> _DATASET EXCERPT_

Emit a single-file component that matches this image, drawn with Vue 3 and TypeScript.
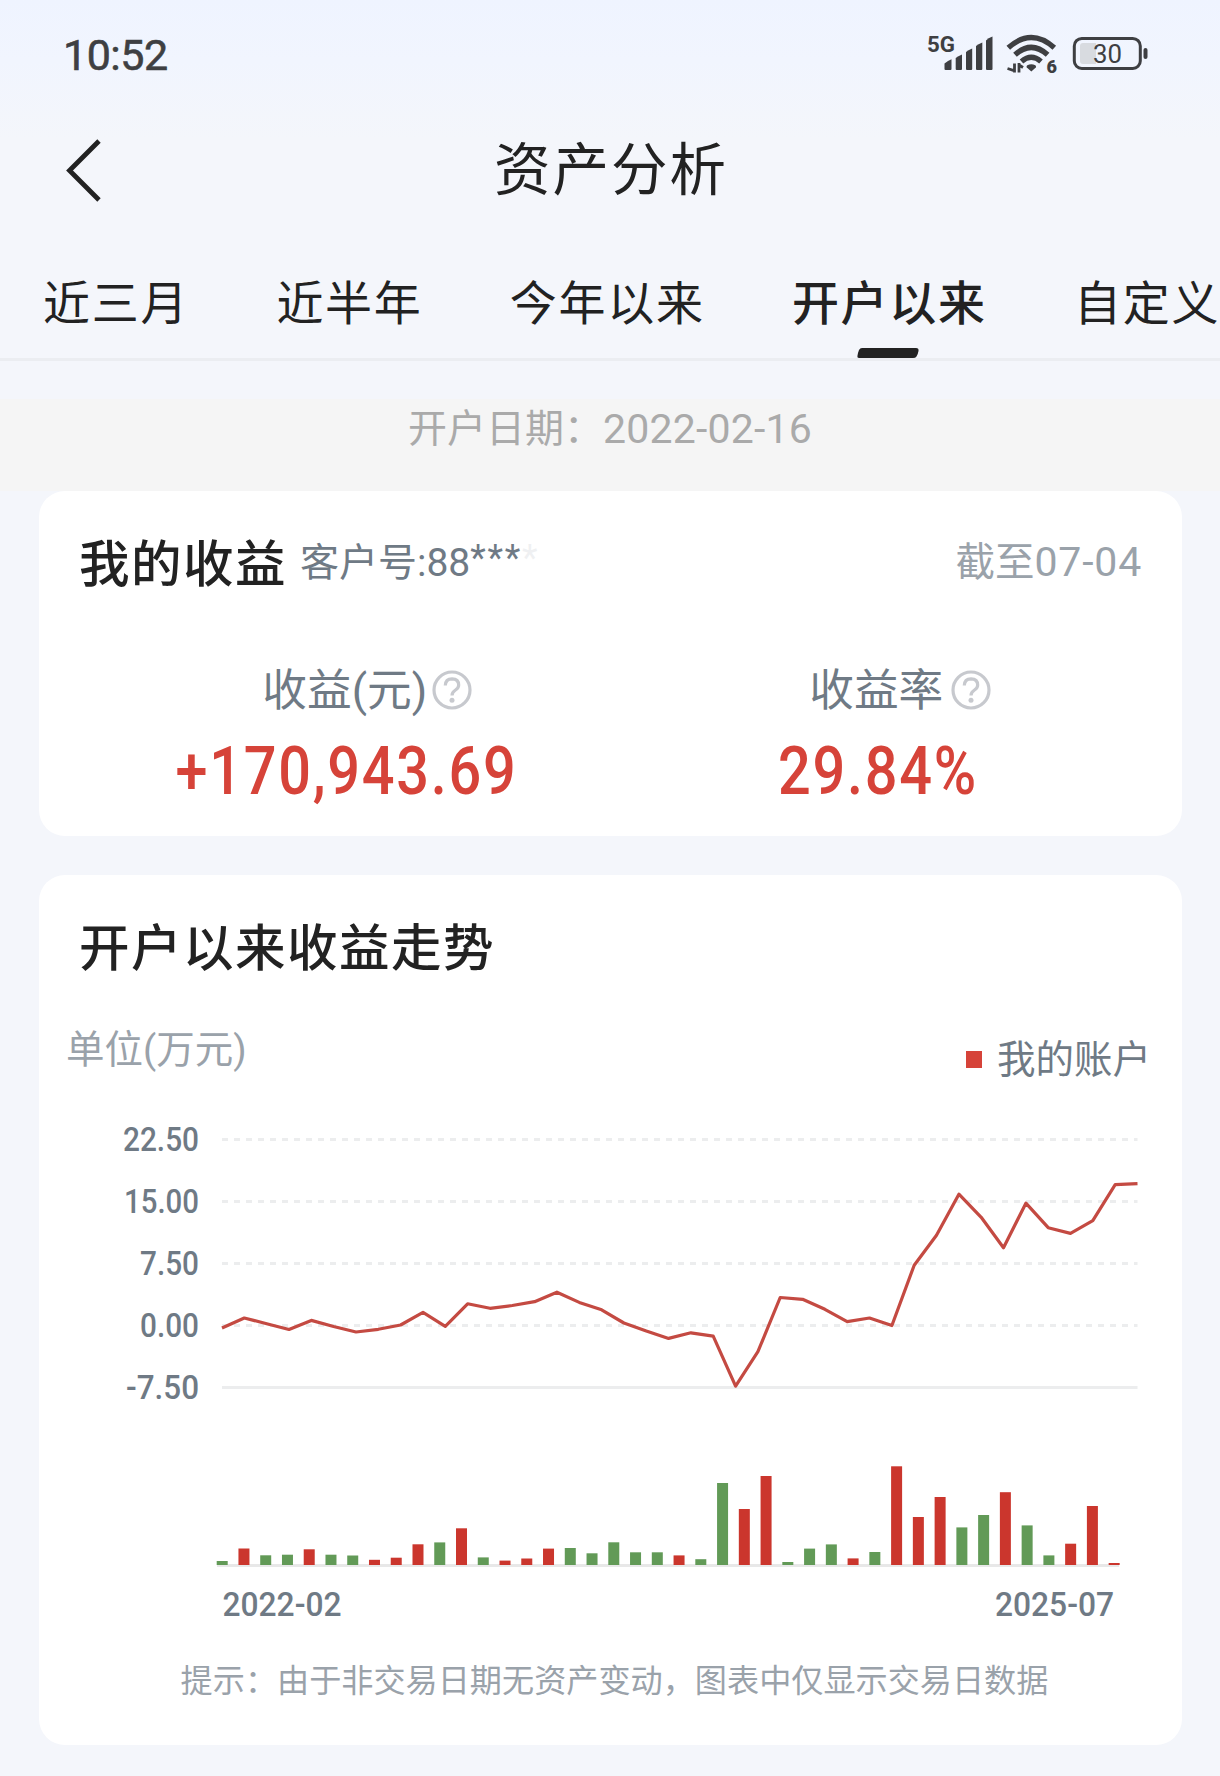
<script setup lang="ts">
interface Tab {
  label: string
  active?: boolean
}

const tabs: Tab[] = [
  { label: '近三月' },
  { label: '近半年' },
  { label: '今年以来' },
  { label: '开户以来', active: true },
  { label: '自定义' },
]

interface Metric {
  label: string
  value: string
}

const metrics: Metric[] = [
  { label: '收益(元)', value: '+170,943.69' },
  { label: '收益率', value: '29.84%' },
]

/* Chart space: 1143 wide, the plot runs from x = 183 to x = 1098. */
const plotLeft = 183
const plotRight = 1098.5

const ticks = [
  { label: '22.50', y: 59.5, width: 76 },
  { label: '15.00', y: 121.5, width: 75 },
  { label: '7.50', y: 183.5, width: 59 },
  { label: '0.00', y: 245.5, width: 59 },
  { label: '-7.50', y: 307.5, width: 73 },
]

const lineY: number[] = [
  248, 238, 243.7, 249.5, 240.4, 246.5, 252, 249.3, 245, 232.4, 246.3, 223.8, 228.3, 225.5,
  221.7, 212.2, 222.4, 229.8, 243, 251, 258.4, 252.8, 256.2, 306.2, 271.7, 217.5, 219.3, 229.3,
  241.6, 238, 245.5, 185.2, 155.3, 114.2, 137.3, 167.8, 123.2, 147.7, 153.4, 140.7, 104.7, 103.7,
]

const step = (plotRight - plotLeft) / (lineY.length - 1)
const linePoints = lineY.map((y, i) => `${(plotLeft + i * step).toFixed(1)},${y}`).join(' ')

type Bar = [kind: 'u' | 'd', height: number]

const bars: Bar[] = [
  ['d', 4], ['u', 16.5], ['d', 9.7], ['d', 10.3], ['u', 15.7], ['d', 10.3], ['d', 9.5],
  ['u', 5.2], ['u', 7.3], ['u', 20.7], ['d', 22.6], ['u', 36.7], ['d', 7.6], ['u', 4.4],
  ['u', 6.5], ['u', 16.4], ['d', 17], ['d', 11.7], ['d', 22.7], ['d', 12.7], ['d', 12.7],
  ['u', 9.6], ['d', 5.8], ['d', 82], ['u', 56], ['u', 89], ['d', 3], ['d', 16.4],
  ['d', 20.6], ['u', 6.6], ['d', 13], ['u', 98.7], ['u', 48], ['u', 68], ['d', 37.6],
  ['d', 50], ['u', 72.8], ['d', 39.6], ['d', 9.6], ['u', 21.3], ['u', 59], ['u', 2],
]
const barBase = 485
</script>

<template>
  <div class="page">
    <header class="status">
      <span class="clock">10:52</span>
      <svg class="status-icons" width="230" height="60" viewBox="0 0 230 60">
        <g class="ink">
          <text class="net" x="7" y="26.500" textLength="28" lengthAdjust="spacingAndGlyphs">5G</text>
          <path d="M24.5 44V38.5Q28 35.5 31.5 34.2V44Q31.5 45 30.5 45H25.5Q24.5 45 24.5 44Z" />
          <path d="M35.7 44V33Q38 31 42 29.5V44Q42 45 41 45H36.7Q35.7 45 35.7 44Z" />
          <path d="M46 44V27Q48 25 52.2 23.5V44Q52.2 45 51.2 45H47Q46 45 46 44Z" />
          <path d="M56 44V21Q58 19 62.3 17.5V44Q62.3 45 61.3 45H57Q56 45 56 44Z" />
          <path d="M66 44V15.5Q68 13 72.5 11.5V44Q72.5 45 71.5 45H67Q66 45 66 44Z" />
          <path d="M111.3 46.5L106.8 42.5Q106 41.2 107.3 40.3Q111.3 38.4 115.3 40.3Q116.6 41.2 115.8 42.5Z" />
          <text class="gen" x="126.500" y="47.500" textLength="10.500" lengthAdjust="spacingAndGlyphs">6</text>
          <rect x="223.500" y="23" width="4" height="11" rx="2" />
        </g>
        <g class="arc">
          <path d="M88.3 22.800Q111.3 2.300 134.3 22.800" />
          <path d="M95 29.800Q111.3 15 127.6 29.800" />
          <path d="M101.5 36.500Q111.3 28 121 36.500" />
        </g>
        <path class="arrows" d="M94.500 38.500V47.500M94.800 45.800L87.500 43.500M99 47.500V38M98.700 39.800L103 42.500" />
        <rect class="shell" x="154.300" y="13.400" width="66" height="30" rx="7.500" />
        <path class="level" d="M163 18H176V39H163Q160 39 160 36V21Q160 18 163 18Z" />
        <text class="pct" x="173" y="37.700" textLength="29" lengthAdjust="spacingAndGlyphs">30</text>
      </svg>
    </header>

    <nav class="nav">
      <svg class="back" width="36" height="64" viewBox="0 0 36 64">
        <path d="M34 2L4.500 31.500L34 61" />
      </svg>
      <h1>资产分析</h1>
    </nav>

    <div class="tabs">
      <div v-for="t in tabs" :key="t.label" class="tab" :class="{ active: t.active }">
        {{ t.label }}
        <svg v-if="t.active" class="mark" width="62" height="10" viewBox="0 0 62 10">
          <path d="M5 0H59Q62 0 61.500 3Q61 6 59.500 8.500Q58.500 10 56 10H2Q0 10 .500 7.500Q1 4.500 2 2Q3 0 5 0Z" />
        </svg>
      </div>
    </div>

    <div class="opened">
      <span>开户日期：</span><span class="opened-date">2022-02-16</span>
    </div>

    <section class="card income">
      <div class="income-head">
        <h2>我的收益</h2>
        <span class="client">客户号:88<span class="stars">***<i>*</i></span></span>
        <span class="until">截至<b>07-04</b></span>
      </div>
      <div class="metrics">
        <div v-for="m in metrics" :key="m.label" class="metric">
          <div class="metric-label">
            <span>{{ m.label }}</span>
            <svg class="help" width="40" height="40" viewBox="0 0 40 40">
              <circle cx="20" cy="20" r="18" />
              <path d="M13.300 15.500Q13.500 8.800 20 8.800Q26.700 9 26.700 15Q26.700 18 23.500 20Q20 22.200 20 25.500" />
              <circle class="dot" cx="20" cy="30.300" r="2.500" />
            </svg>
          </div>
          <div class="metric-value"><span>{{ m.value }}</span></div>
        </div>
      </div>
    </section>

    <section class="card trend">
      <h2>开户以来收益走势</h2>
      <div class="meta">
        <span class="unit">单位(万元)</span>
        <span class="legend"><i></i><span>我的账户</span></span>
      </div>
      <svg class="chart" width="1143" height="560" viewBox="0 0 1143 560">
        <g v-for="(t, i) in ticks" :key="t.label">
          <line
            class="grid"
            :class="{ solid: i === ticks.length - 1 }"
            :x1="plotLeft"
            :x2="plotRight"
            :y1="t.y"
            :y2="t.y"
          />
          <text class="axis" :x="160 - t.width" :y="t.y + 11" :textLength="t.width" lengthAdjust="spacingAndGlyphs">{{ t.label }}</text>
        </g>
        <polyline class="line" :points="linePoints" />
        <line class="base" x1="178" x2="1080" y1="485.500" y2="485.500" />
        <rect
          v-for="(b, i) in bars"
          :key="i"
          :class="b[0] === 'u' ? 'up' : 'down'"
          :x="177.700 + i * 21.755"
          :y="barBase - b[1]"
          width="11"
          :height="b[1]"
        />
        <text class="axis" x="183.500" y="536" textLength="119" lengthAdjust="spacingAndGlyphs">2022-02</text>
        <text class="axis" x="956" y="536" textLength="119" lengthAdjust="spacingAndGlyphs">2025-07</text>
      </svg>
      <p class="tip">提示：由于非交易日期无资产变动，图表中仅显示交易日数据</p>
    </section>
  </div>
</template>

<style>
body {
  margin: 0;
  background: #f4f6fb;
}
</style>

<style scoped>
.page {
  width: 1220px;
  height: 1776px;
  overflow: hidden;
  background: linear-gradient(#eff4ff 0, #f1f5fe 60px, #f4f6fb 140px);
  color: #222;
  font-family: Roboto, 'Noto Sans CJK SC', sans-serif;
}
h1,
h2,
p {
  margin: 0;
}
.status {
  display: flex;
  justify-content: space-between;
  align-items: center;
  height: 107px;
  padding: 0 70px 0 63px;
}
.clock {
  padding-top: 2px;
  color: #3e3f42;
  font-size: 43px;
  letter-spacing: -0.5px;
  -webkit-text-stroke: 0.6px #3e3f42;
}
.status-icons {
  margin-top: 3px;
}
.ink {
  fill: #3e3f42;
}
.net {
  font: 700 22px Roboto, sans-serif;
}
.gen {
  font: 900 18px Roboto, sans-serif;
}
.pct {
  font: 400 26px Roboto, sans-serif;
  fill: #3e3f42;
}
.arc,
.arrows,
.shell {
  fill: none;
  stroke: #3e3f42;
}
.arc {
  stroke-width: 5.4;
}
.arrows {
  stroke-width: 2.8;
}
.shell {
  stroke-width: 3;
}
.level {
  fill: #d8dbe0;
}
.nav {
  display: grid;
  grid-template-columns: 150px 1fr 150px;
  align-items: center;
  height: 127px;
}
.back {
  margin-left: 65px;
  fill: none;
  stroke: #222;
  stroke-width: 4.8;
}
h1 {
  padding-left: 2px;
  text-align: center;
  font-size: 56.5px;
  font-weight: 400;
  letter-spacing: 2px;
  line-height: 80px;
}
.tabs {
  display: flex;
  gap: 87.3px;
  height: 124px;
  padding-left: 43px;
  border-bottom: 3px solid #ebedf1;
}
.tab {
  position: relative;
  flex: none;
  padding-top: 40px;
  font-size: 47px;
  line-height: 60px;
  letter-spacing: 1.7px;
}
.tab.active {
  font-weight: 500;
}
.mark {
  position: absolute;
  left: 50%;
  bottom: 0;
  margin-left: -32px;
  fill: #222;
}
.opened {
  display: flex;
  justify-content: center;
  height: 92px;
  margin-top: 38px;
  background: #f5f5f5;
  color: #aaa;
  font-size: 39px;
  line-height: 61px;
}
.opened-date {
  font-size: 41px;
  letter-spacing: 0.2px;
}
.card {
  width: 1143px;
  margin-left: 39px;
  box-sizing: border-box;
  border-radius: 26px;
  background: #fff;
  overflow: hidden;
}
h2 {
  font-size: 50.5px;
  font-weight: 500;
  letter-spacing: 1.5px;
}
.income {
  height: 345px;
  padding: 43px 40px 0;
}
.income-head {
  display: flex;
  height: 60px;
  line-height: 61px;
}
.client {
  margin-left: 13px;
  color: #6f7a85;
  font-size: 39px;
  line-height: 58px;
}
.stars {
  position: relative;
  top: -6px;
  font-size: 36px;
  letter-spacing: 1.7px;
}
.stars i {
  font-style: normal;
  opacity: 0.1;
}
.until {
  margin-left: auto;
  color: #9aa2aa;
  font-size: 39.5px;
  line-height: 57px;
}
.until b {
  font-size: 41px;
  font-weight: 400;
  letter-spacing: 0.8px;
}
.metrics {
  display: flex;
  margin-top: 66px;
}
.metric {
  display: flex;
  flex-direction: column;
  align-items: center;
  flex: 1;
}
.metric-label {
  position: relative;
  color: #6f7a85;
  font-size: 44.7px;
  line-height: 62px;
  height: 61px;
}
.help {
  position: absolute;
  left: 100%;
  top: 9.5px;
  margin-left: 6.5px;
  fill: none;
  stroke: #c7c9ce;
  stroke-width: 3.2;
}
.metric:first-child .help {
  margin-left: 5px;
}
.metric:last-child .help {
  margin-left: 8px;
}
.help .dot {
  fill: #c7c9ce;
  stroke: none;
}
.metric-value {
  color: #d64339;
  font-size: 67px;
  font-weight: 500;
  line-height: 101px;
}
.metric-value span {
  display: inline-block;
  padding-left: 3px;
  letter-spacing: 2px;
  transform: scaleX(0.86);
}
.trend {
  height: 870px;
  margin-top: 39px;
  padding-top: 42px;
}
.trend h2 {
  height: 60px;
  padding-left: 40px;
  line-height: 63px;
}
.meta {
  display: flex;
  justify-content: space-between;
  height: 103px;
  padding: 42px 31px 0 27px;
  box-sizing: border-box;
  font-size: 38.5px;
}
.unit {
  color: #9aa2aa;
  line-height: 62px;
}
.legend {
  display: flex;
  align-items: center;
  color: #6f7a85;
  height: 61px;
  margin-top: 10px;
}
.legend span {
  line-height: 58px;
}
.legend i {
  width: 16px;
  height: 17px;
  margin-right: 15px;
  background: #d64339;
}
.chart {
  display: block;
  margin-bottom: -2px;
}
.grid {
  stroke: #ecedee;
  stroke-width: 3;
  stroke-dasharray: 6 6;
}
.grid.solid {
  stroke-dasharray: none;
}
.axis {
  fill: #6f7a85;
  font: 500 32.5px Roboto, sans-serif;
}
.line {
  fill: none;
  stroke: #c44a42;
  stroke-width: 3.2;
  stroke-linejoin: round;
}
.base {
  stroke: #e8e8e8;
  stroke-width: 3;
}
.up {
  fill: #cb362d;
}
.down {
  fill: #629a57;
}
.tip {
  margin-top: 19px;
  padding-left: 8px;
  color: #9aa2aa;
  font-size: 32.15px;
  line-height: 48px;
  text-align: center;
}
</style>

> _WHAT IS REQUIRED_
Please extract exactly the lines of the data, from the first through the line containing "const plotRight = 1098.5", and add no pictures to the copy.

> _RESULT OF THIS EXERCISE_
Emit a single-file component that matches this image, drawn with Vue 3 and TypeScript.
<script setup lang="ts">
interface Tab {
  label: string
  active?: boolean
}

const tabs: Tab[] = [
  { label: '近三月' },
  { label: '近半年' },
  { label: '今年以来' },
  { label: '开户以来', active: true },
  { label: '自定义' },
]

interface Metric {
  label: string
  value: string
}

const metrics: Metric[] = [
  { label: '收益(元)', value: '+170,943.69' },
  { label: '收益率', value: '29.84%' },
]

/* Chart space: 1143 wide, the plot runs from x = 183 to x = 1098. */
const plotLeft = 183
const plotRight = 1098.5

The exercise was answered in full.